Let’s hope this stinking world comes to an end as soon as possible. Leswossible.
Simon Cowell keeps making proclamations about ‘leaving the country’ if John and Edward win
The X Factor
. Doesn’t he leave the country each week? He flies to LA every ten minutes to appear on
American Idol
. And on his way back he lands his jet on a private island made entirely of gold ingots, to spend his weekend strolling up and down the beach listlessly kicking clouds of powdered diamond into a sea of molten platinum.
Of course, Cowell’s yabberings are almost certainly a smart double bluff designed to ensure people continue to vote for the twins, because he knows they’re the most interesting performers in this year’s contest: while the others are merely boring, John and Edward are just a bit shit. This makes them the most interesting thing in the entire programme by default. We’re accustomed to Cheryl Cole, and the judges’ interpersonal bickering got stale some time ago, so the only other faintly diverting thing in the show is Cowell’s hair.

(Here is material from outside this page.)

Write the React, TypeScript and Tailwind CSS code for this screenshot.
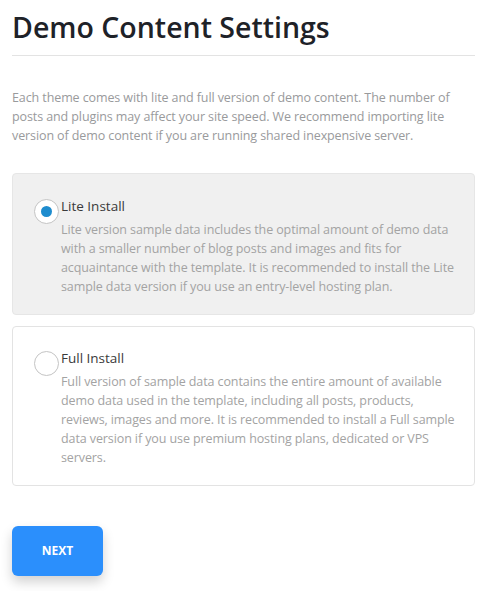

Suspiciously jet-black, bristly and curiously flattened on top, as though he prepares for each episode by dipping his head in matt-black Dulux and painting his dressing room wall with it, Simon’s hair continues to mesmerise even after all these years.
Silly hair and shit singers: that’s
X Factor
, the nation’s sole mainstream conduit for popular music since the decline and fall of
Top of the Pops
. All the songs sound the same, all the singers
are alike, and the only interesting acts are mediocre and officially sanctioned hate figures. One day we’ll emerge on the other side of this unprecedented cultural drought and wonder how the hell our imaginations survived.
Till then, enjoy what you’re given. And shut up.
Last week Mariah Carey turned on the Christmas lights at the Westfield shopping centre in Shepherds Bush, west London. That might sound like a trivial event of interest only to cretins, but remember: hundreds of thousands of brave men and women died in combat so the current generation could enjoy such freedoms. The assembled masses weren’t simply taking mobile phone snapshots of a vastly overrated singer emptily promoting a commercially appropriated religious festival celebrating the birth of a man who would have doubtless vomited up his own ribcage in disgust at the mere sight of the hollow, anaesthetising capitalist moonbase that is the Westfield Centre. No. They were honouring the fallen. Sort of. Vaguely. OK: not at all.
Anyway, any story featuring Carey has to at some point dwell on a list of outlandish arch-diva requests, and this one didn’t
disappoint
. According to early press reports, she demanded to be driven along a long pink carpet in a vintage Rolls-Royce before arriving at the podium (also pink) at which point she’d activate the lights by waving a magic wand, accompanied by 20 white kittens and 100 white doves. Pink, butterfly-shaped confetti would shower all around her at the end of the ceremony.